Common methods bias may arise, for example, when two customers who have received identical service are asked to provide ratings on a scale of 1 to 10 for satisfaction and willingness to recommend (i.e. loyalty intent). One customer may provide more generous ratings than the other, despite receiving the same quality of service, which creates an inflated correlation between service quality and loyalty.

Attenuation bias is introduced because the survey does not provide a perfect measure of a customer's views. If a customer wants to give a rating of "8.5," the only choices are 8 and 9, and the customer is forced to pick a rating that's not perfectly accurate.

Common methods bias tends to cause overestimation of the relationship between service satisfaction and loyalty, while attenuation bias tends to cause underestimation of this relationship.

If only one of these biases exists, the estimate may still be informative, Huang says, but when they're both present, the picture is muddled considerably.

"Once you have these two sources of biases, then companies don't really know where they are," he says.

Another source of bias, omitted variables, occurs because the surveys don't measure every factor that might affect a customer's loyalty. Even if a credit card company's customer service is poor, a customer may remain loyal because, for example, the company offers a very low APR (annual percentage rate).

"If you combine all these sources of bias together, you really need a technique to help you get rid of them," Huang says.

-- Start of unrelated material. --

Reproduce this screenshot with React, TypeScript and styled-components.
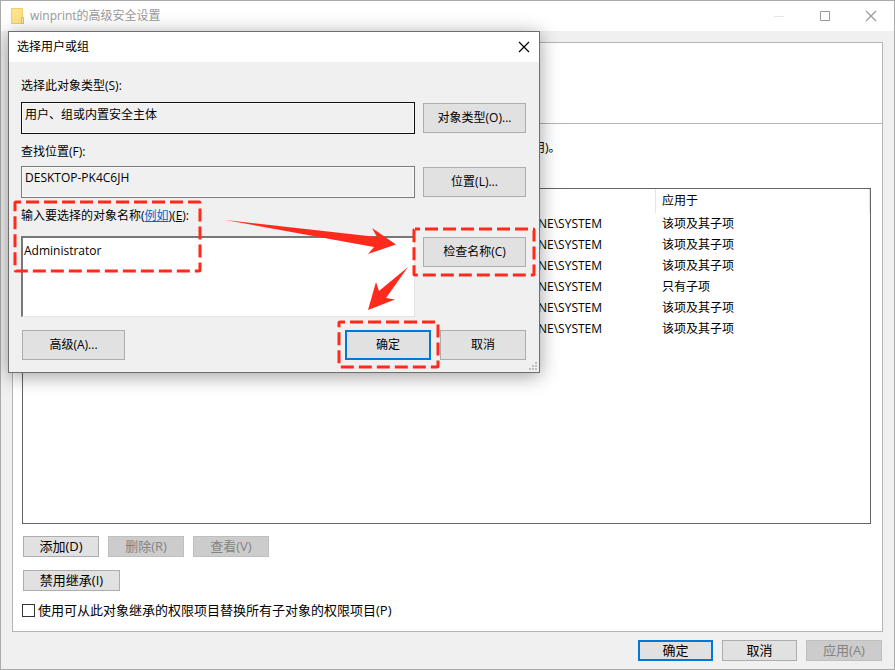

The IV approach does this by taking advantage of randomness – the random way in which service employees are assigned to customers. When a service rep has finished helping one customer, the rep helps the next customer waiting in the queue, and the availability of the reps is independent of the customers in the queue.

Using survey data that identified which customer service representative assisted each customer, the researchers were able to estimate the skill level of each rep. Because the reps were assigned to customers randomly and independent of various factors (including a customer's credit score, credit limit and tenure with the company), the researchers were able to isolate the impact of service quality (and thus satisfaction) on loyalty.

"Whether you were handled by a good or bad service agent has nothing to do with, say, whether you are satisfied with your APR or not," Huang says. "That part of your reporting of satisfaction has nothing to do with other factors."

The researchers measured loyalty in two ways: whether a customer was willing to recommend the company to a friend, as well as whether the customer actually stayed with the company.

They found that not only have companies underestimated the impact of service satisfaction on loyalty, this impact is even greater for more difficult or important calls.

The IV approach can be applied to many other settings, such as banks and hospitals, where service quality is random, Huang says.

"If you walk into urgent care, which doctor serves you really depends on the availability of the doctors," he says. "We're definitely interested in how doctors' service affects our satisfaction with medical services, or our loyalty. If their healthcare service quality is higher, how does that affect our loyalty to a healthcare organization?"